Over the course of the first mile, you trade a surge or two with your local rival but break away early and continue to press the pace as much as necessary to stay in front. By half way, you're a minute up, cruising, knowing that you're not going to run your fastest time but already thinking about where you're going to put your trophy. Going into the last mile you look back and notice another runner about 100 meters back. You pick your pace up as much as you can, and as you approach the finish, you check one more time to see that you've held him off. You finish 30 meters in front of second place, celebrating as you cross the line in 20:00. The local TV station captures the moment and interviews you about how it feels to win.
At the awards they announce that the runner who finished behind you started 15 seconds later - farther back in the starting-line pack - and had a chip-time of 19:57. He, not you, is declared the winner.
At the risk of sounding too 21st-century, both Ms. O'Connell and Ms. Colligan were "winners" in San Francisco, as they both received first-place prizes. One way to avoid these messy situations is not to have separate starts.
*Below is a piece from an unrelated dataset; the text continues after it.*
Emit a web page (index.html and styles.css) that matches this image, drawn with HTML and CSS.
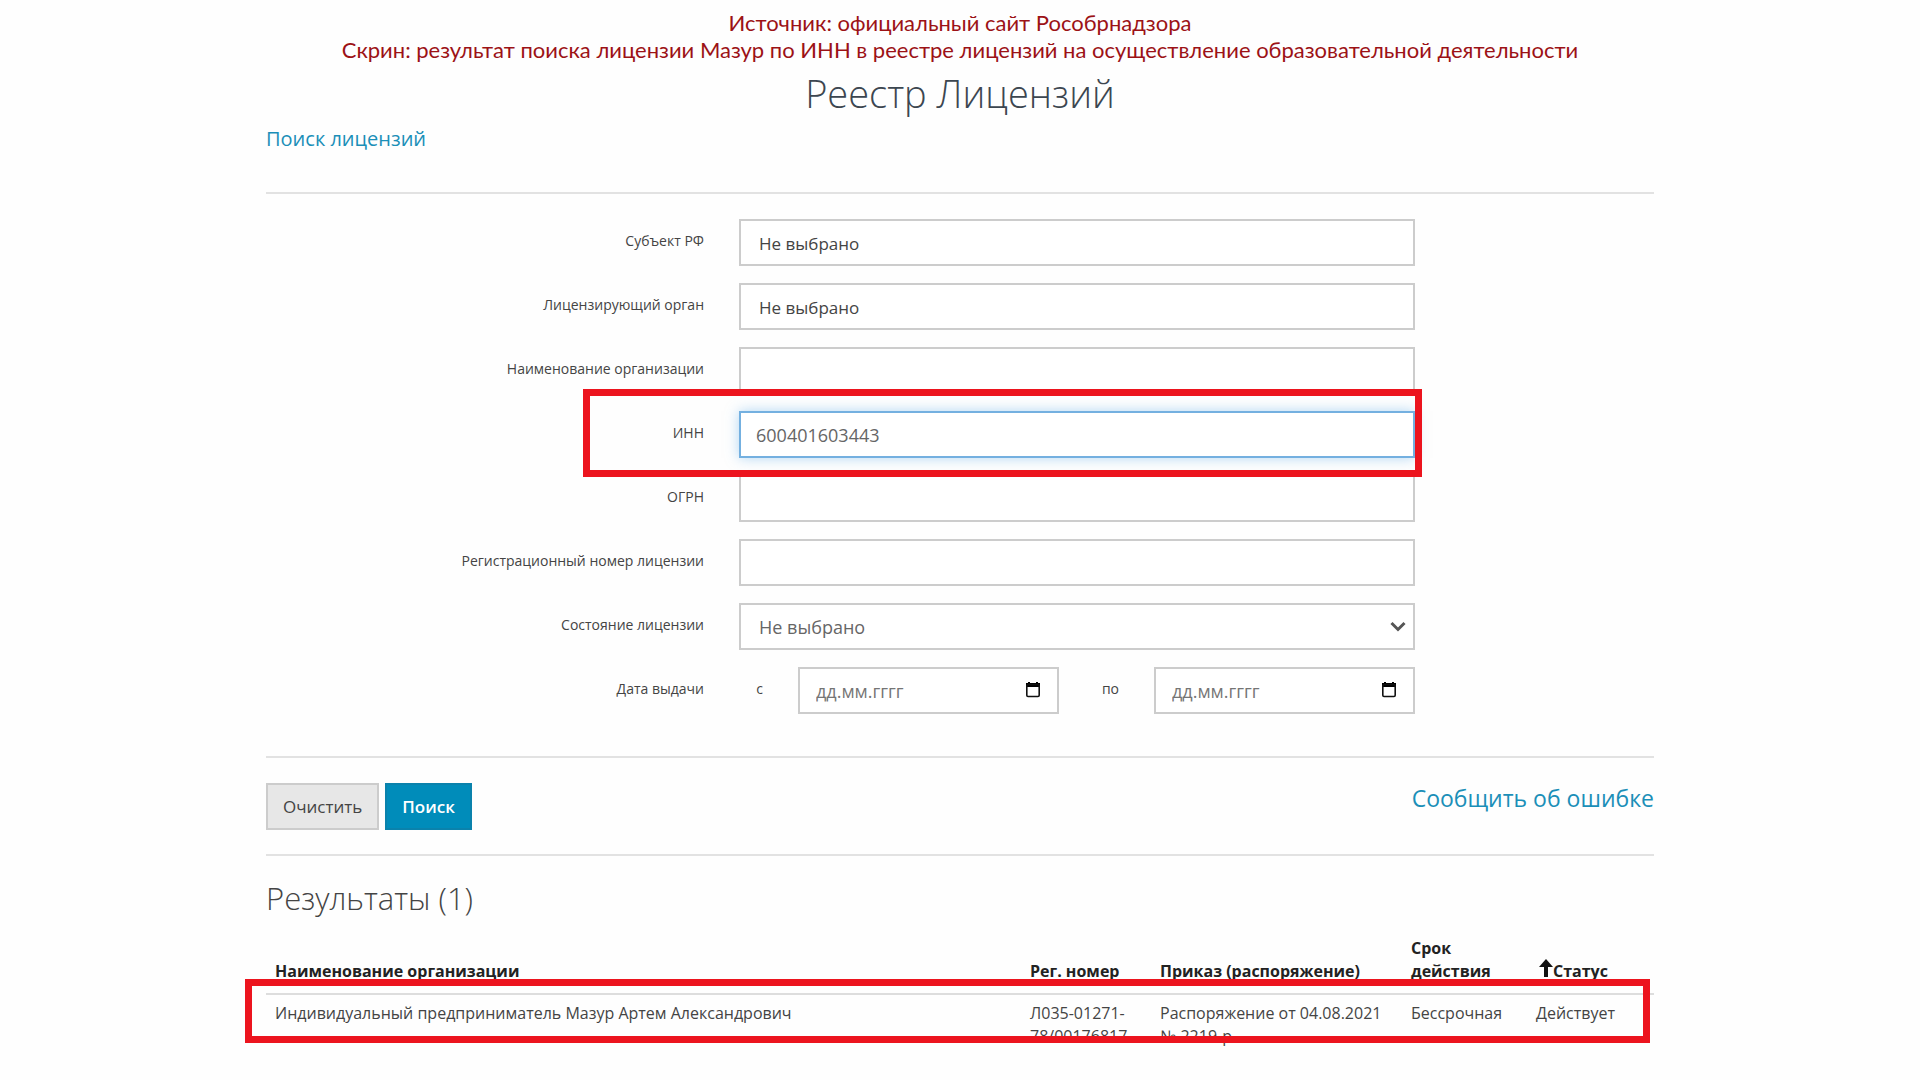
FILE: index.html
```html
<!DOCTYPE html>
<html lang="ru">
<head>
<meta charset="utf-8">
<meta name="viewport" content="width=device-width, initial-scale=1">
<title>Реестр Лицензий</title>
<link rel="stylesheet" href="styles.css">
</head>
<body>
<header class="caption">
  <p>Источник: официальный сайт Рособрнадзора</p>
  <p>Скрин: результат поиска лицензии Мазур по ИНН в реестре лицензий на осуществление образовательной деятельности</p>
</header>
<main class="page">
  <h1 class="title">Реестр Лицензий</h1>
  <nav class="nav"><a href="#search">Поиск лицензий</a></nav>
  <form id="search">
    <div class="fields">
      <div class="row">
        <label for="region">Субъект РФ</label>
        <input class="control picker" id="region" type="text" value="Не выбрано" readonly>
      </div>
      <div class="row">
        <label for="authority">Лицензирующий орган</label>
        <input class="control picker" id="authority" type="text" value="Не выбрано" readonly>
      </div>
      <div class="row">
        <label for="org">Наименование организации</label>
        <input class="control" id="org" type="text">
      </div>
      <div class="row marked">
        <label for="inn">ИНН</label>
        <input class="control active" id="inn" type="text" value="600401603443">
      </div>
      <div class="row">
        <label for="ogrn">ОГРН</label>
        <input class="control" id="ogrn" type="text">
      </div>
      <div class="row">
        <label for="regnum">Регистрационный номер лицензии</label>
        <input class="control" id="regnum" type="text">
      </div>
      <div class="row">
        <label for="state">Состояние лицензии</label>
        <div class="select">
          <select class="control" id="state"><option>Не выбрано</option></select>
          <svg class="chevron" viewBox="0 0 16 11" aria-hidden="true"><path d="M1.5 2 8 8.5 14.5 2" fill="none" stroke="#555" stroke-width="3"/></svg>
        </div>
      </div>
      <div class="row">
        <span class="label">Дата выдачи</span>
        <div class="dates">
          <label for="from">с</label>
          <div class="date">
            <input class="control" id="from" type="text" placeholder="дд.мм.гггг">
            <button class="calendar" type="button" aria-label="Выбрать дату"><svg viewBox="0 0 16 16"><path d="M3 0h2v1h6V0h2v1h2v4H1V1h2z"/><rect x="1.8" y="2.5" width="12.4" height="12" rx="1.2" fill="none" stroke="#111" stroke-width="1.6"/></svg></button>
          </div>
          <label for="to">по</label>
          <div class="date">
            <input class="control" id="to" type="text" placeholder="дд.мм.гггг">
            <button class="calendar" type="button" aria-label="Выбрать дату"><svg viewBox="0 0 16 16"><path d="M3 0h2v1h6V0h2v1h2v4H1V1h2z"/><rect x="1.8" y="2.5" width="12.4" height="12" rx="1.2" fill="none" stroke="#111" stroke-width="1.6"/></svg></button>
          </div>
        </div>
      </div>
    </div>
    <div class="actions">
      <button class="btn" type="reset">Очистить</button>
      <button class="btn primary" type="submit">Поиск</button>
      <a class="report" href="#report">Сообщить об ошибке</a>
    </div>
  </form>
  <section>
    <h2 class="results-title">Результаты (1)</h2>
    <table class="results">
      <colgroup><col class="c-name"><col class="c-reg"><col class="c-order"><col class="c-term"><col class="c-status"></colgroup>
      <thead>
        <tr>
          <th>Наименование организации</th>
          <th>Рег. номер</th>
          <th>Приказ (распоряжение)</th>
          <th>Срок действия</th>
          <th class="sorted"><svg class="arrow" viewBox="0 0 14 18" aria-hidden="true"><path d="M7 0 14 8H9v10H5V8H0z"/></svg>Статус</th>
        </tr>
      </thead>
      <tbody>
        <tr class="marked">
          <td>Индивидуальный предприниматель Мазур Артем Александрович</td>
          <td>Л035-01271-78/00176817</td>
          <td>Распоряжение от 04.08.2021 № 2219-р</td>
          <td>Бессрочная</td>
          <td>Действует</td>
        </tr>
      </tbody>
    </table>
  </section>
</main>
</body>
</html>
```
FILE: styles.css
```css
*, *::after { box-sizing: border-box; }
body {
  margin: 0;
  background: #fefefe;
  color: #444;
  font-family: "Open Sans", "Noto Sans", sans-serif;
  font-size: 16px;
  line-height: 23px;
}
a { color: #1b8fb8; text-decoration: none; }

.caption {
  padding: 9px 0 1px;
  color: #9c1216;
  font-family: Lato, "Open Sans", sans-serif;
  font-size: 22px;
  line-height: 27px;
  text-align: center;
}
.caption p { margin: 0; }

.page { max-width: 1388px; margin: 0 auto; }
.title {
  margin: 0;
  color: #3c4650;
  font-size: 38px;
  font-weight: 300;
  line-height: 58px;
  text-align: center;
}
.nav {
  height: 72px;
  padding-top: 3px;
  border-bottom: 2px solid #e2e2e2;
  font-size: 20px;
  line-height: 28px;
}

.fields {
  display: flex;
  flex-direction: column;
  gap: 17px;
  padding: 25px 239px 42px 0;
}
.row {
  position: relative;
  display: grid;
  grid-template-columns: 438px 1fr;
  column-gap: 35px;
  align-items: center;
  font-size: 14px;
}
.row > label, .label { text-align: right; padding-bottom: 5px; }
.control {
  display: block;
  width: 100%;
  height: 47px;
  margin: 0;
  padding: 1px 15px 0;
  border: 2px solid #ccc;
  border-radius: 0;
  outline: 0;
  background: #fff;
  color: #666;
  font: 18px "Open Sans", "Noto Sans", sans-serif;
}
.control::placeholder { color: #757575; opacity: 1; }
.picker { padding-left: 18px; color: #444; font-size: 17px; }
.active { border-color: #74b0e0; box-shadow: 0 0 12px rgba(102, 175, 233, .5); }
.select, .date { position: relative; }
.select .control { appearance: none; padding-left: 18px; }
.chevron { position: absolute; right: 9px; top: 18px; width: 16px; height: 11px; }
.dates {
  display: grid;
  grid-template-columns: 59px 1fr 95px 1fr;
  align-items: center;
}
.dates label { padding-bottom: 5px; text-align: center; padding-right: 18px; }
.dates .date + label { padding: 0 0 5px 8px; }
.date .control { padding-left: 16px; }
.calendar {
  position: absolute;
  right: 18px;
  top: 15px;
  width: 16px;
  height: 16px;
  padding: 0;
  border: 0;
  background: none;
}
.calendar svg { display: block; }

.row.marked { z-index: 1; }
.row.marked::after {
  content: "";
  position: absolute;
  inset: -22px -7px -19px 317px;
  border: 7px solid #ec141e;
  pointer-events: none;
}

.actions {
  display: flex;
  gap: 6px;
  padding: 25px 0 24px;
  border-top: 2px solid #e2e2e2;
  border-bottom: 2px solid #e2e2e2;
}
.btn {
  height: 47px;
  padding: 0 15px;
  border: 2px solid #ccc;
  background: #e7e7e7;
  color: #444;
  font: 17px "Open Sans", "Noto Sans", sans-serif;
}
.primary { border-color: #0a82ac; background: #008cba; color: #fff; font-weight: 600; }
.report { margin-left: auto; font-size: 23px; line-height: 30px; }

.results-title {
  margin: 22px 0 19px;
  font-size: 31px;
  font-weight: 300;
  line-height: 40px;
}
.results {
  width: 100%;
  border-collapse: separate;
  border-spacing: 0;
  table-layout: fixed;
}
.results th, .results td { padding: 0 9px; text-align: left; }
.results th { padding-bottom: 10px; color: #222; font-weight: 700; vertical-align: bottom; }
.results td { padding-top: 7px; border-top: 2px solid #ddd; vertical-align: top; }
.results th.sorted { padding-left: 12px; }
.c-reg { width: 130px; }
.c-order { width: 251px; }
.c-term { width: 125px; }
.c-status { width: 127px; }
.arrow { width: 14px; height: 18px; fill: #111; }
.results .marked { position: relative; }
.results .marked td:first-child::after {
  content: "";
  position: absolute;
  inset: -14px 4px auto -21px;
  height: 64px;
  border: 7px solid #ec141e;
  pointer-events: none;
}
```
Another would be for a race to clearly state its definition of "elite" and to perhaps expand the definition of the word so more runners are considered "elite" in races that have separate starts.
By working with race directors to establish "best practices" to avoid situations like the one that occurred in San Francisco, USATF can play a key role in helping to prevent these types of conundrums. What happened was no one's fault: nobody, including Ms. O'Connell, knew she was going to run as fast as she did. But we can all learn from what happened and adjust the way races conduct their starts and organize their prize structure.
Anybody who has watched an Olympic or World Championship distance race understands that distance running isn't always about who runs the fastest. It is the act of competing against other runners, responding to their tactics, and coming out the victor. We must do everything we can to ensure that the definition of victory is clear and fair. And pure.
Jim Estes is Associate Director, Marketing and Long Distance Running Programs for USA Track & Field.